What is expected:
Lines containing "React" are to be counted. Report the count alone.
##### Provided material #####
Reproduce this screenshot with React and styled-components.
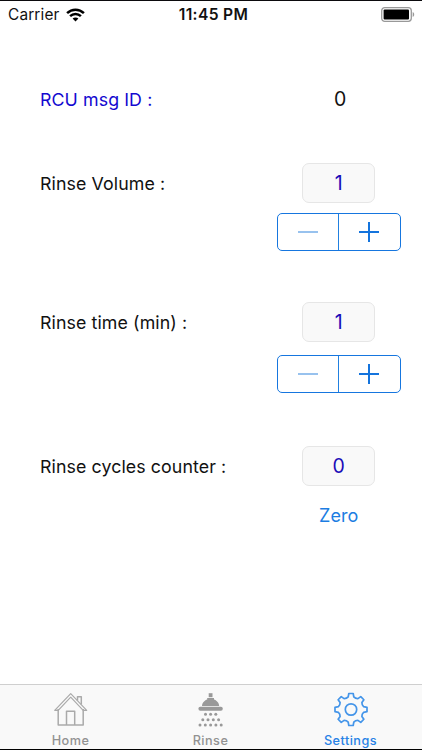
import React, {Component} from 'react';
import styled, {createGlobalStyle} from 'styled-components';

const GlobalStyle = createGlobalStyle`
    body {
        margin: 0;
        background: #fff;
        font-family: Inter, "Liberation Sans", sans-serif;
    }
`;

const Screen = styled.div`
    box-sizing: border-box;
    display: flex;
    flex-direction: column;
    width: 422px;
    height: 750px;
    border-top: 1px solid #0b0a0d;
    border-bottom: 1px solid #000;
    background: #fff;
    overflow: hidden;
`;

const StatusBar = styled.header`
    display: grid;
    grid-template-columns: 1fr auto 1fr;
    align-items: center;
    height: 26px;
    padding: 0 7px 0 8px;
    color: #111;
`;

const CarrierContainer = styled.div`
    display: flex;
    align-items: center;
    gap: 6px;
    padding-top: 1px;
    font-size: 15.4px;
    letter-spacing: 0.15px;
`;

const Clock = styled.div`
    padding: 1px 0 0 4px;
    font-size: 15.6px;
    font-weight: 600;
    letter-spacing: 0.35px;
`;

const BatteryContainer = styled.div`
    display: flex;
    justify-content: flex-end;
`;

const Form = styled.main`
    flex: 1;
    padding: 52px 21.5px 0 40px;
`;

const Row = styled.div`
    display: flex;
    justify-content: space-between;
    height: ${props => props.$height}px;
`;

const Label = styled.div`
    height: 41px;
    line-height: 41px;
    font-size: 17.8px;
    letter-spacing: 0.09px;
    color: ${props => props.$color || '#111'};
`;

const Controls = styled.div`
    display: flex;
    flex-direction: column;
    align-items: center;
    width: 123.5px;
`;

const PlainValue = styled.div`
    padding-left: 3px;
    color: #111;
    font-size: 19.5px;
    line-height: 41px;
`;

const Field = styled.div`
    box-sizing: border-box;
    width: 73px;
    height: 40px;
    margin-bottom: ${props => props.$gap || 10}px;
    border: 1px solid #e6e6e6;
    border-radius: 7px;
    background: #f9f9f9;
    color: #1c0cb8;
    font-size: 19.5px;
    line-height: 39px;
    text-align: center;
`;

const StepperContainer = styled.div`
    box-sizing: border-box;
    display: flex;
    width: 123.5px;
    height: 38px;
    border: 1px solid #1676df;
    border-radius: 5px;
`;

const StepButton = styled.button`
    flex: 1;
    display: flex;
    align-items: center;
    justify-content: center;
    padding: 0;
    border: 0;
    background: none;
    color: #1474dd;

    & + & {
        border-left: 1px solid #2180e0;
    }

    &:disabled {
        color: #8dbbed;
    }
`;

const ZeroButton = styled.button`
    padding: 0;
    border: 0;
    background: none;
    color: #1c7de2;
    font-family: inherit;
    font-size: 18px;
    line-height: 24px;
    letter-spacing: 0.1px;
`;

const TabBar = styled.nav`
    box-sizing: border-box;
    display: flex;
    justify-content: space-between;
    height: 65px;
    padding: 7px 25px 0 24px;
    border-top: 1px solid #cfcfcf;
    background: #f9f9f9;
`;

const Tab = styled.div`
    display: flex;
    flex-direction: column;
    align-items: center;
    width: 93px;
    color: ${props => props.$active ? '#2782e6' : '#929292'};
`;

const TabTitle = styled.div`
    margin-top: 5px;
    font-size: 12.7px;
    font-weight: 500;
    line-height: 16px;
    letter-spacing: 0.45px;
`;

const WifiIcon = () => (
    <svg width="19" height="14" viewBox="0 0 19 14" fill="none" stroke="#000" strokeWidth="2.5">
        <path d="M1.1 5.2C5.8 .6 13.2 .6 17.9 5.2" />
        <path d="M4.1 8.2C7.1 5.3 11.9 5.3 14.9 8.2" />
        <path d="M9.5 13.4L6.6 10.5C8.2 9 10.8 9 12.4 10.5Z" fill="#000" stroke="none" />
    </svg>
);

const BatteryIcon = () => (
    <svg width="34" height="15" viewBox="0 0 34 15">
        <rect x=".7" y=".7" width="29.6" height="13.6" rx="3" fill="none" stroke="#999" strokeWidth="1.3" />
        <rect x="2.6" y="2.6" width="25.4" height="9.8" rx="1" fill="#000" />
        <path d="M31.7 5v5c2-.8 2-4.2 0-5z" fill="#999" />
    </svg>
);

const HomeIcon = () => (
    <svg width="36" height="36" viewBox="0 0 36 36" fill="none" stroke="#aaa" strokeWidth="1.5" strokeLinejoin="round">
        <path d="M5.2 17V33H30.2V17" />
        <path d="M1.7 18.3L17.7 1.6L33.7 18.3H30.2L17.7 5.2L5.2 18.3Z" strokeWidth="1.2" />
        <path d="M13.5 33V19.3H21.7V33M24.5 8.500V4.8H28.3V12.5" />
    </svg>
);

const DROPS = [
    [12.5, 22.3], [17.6, 22.3], [22.8, 22.3],
    [9.8, 27.7], [15, 27.7], [20.3, 27.7], [25.6, 27.7],
    [7, 33], [12.3, 33], [17.6, 33], [22.9, 33], [28.2, 33],
];

const ShowerIcon = () => (
    <svg width="36" height="36" viewBox="0 0 36 36" fill="#999">
        <path d="M15.7 1.2H19.500V5.200H15.700Z" />
        <path d="M9 14C9.200 10.500 12 8.200 14.200 7.500V6H21V7.500C23.200 8.200 26 10.500 26.200 14Z" />
        <rect x="5.400" y="14.800" width="24.400" height="3.900" rx="1.900" />
        {DROPS.map(([x, y]) => <circle key={`${x}-${y}`} cx={x} cy={y} r="1.5" />)}
    </svg>
);

const TEETH = [0, 45, 90, 135, 180, 225, 270, 315];

// one tooth plus the valley after it, turned round the centre of the gear
const toothPath = angle => {
    const rad = angle * Math.PI / 180;
    const at = (x, y) => {
        const px = 18 + x * Math.cos(rad) - y * Math.sin(rad);
        const py = 17.5 + x * Math.sin(rad) + y * Math.cos(rad);
        return `${px.toFixed(2)} ${py.toFixed(2)}`;
    };
    return `L${at(-2.2, -16)} L${at(2.2, -16)} L${at(2.8, -12.6)} Q${at(4.5, -10.8)} ${at(6.93, -10.89)}`;
};

const GEAR = TEETH.map(toothPath).join(' ').replace('L', 'M') + 'Z';

const GearIcon = () => (
    <svg width="36" height="36" viewBox="0 0 36 36" fill="none" stroke="#4495e9" strokeWidth="1.7" strokeLinejoin="round">
        <path d={GEAR} />
        <circle cx="18" cy="17.5" r="5.7" />
    </svg>
);

const Stepper = ({value, onChange}) => (
    <StepperContainer>
        <StepButton disabled={value <= 1} onClick={() => onChange(value - 1)}>
            <svg width="22" height="22" stroke="currentColor" strokeWidth="1.8"><path d="M1 11H21" /></svg>
        </StepButton>
        <StepButton onClick={() => onChange(value + 1)}>
            <svg width="22" height="22" stroke="currentColor" strokeWidth="2"><path d="M1 11H21M11 1V21" /></svg>
        </StepButton>
    </StepperContainer>
);

class App extends Component {

    state = {volume: 1, time: 1, cycles: 0};

    render() {
        const {volume, time, cycles} = this.state;
        return (
            <Screen>
                <GlobalStyle />
                <StatusBar>
                    <CarrierContainer>Carrier <WifiIcon /></CarrierContainer>
                    <Clock>11:45 PM</Clock>
                    <BatteryContainer><BatteryIcon /></BatteryContainer>
                </StatusBar>
                <Form>
                    <Row $height={84}>
                        <Label $color="#1408d0">RCU msg ID :</Label>
                        <Controls><PlainValue>0</PlainValue></Controls>
                    </Row>
                    <Row $height={139}>
                        <Label>Rinse Volume :</Label>
                        <Controls>
                            <Field>{volume}</Field>
                            <Stepper value={volume} onChange={v => this.setState({volume: v})} />
                        </Controls>
                    </Row>
                    <Row $height={144}>
                        <Label>Rinse time (min) :</Label>
                        <Controls>
                            <Field $gap={13}>{time}</Field>
                            <Stepper value={time} onChange={v => this.setState({time: v})} />
                        </Controls>
                    </Row>
                    <Row $height={100}>
                        <Label>Rinse cycles counter :</Label>
                        <Controls>
                            <Field $gap={18}>{cycles}</Field>
                            <ZeroButton onClick={() => this.setState({cycles: 0})}>Zero</ZeroButton>
                        </Controls>
                    </Row>
                </Form>
                <TabBar>
                    <Tab><HomeIcon /><TabTitle>Home</TabTitle></Tab>
                    <Tab><ShowerIcon /><TabTitle>Rinse</TabTitle></Tab>
                    <Tab $active><GearIcon /><TabTitle>Settings</TabTitle></Tab>
                </TabBar>
            </Screen>
        );
    }
}


export default App;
#####
The output:
2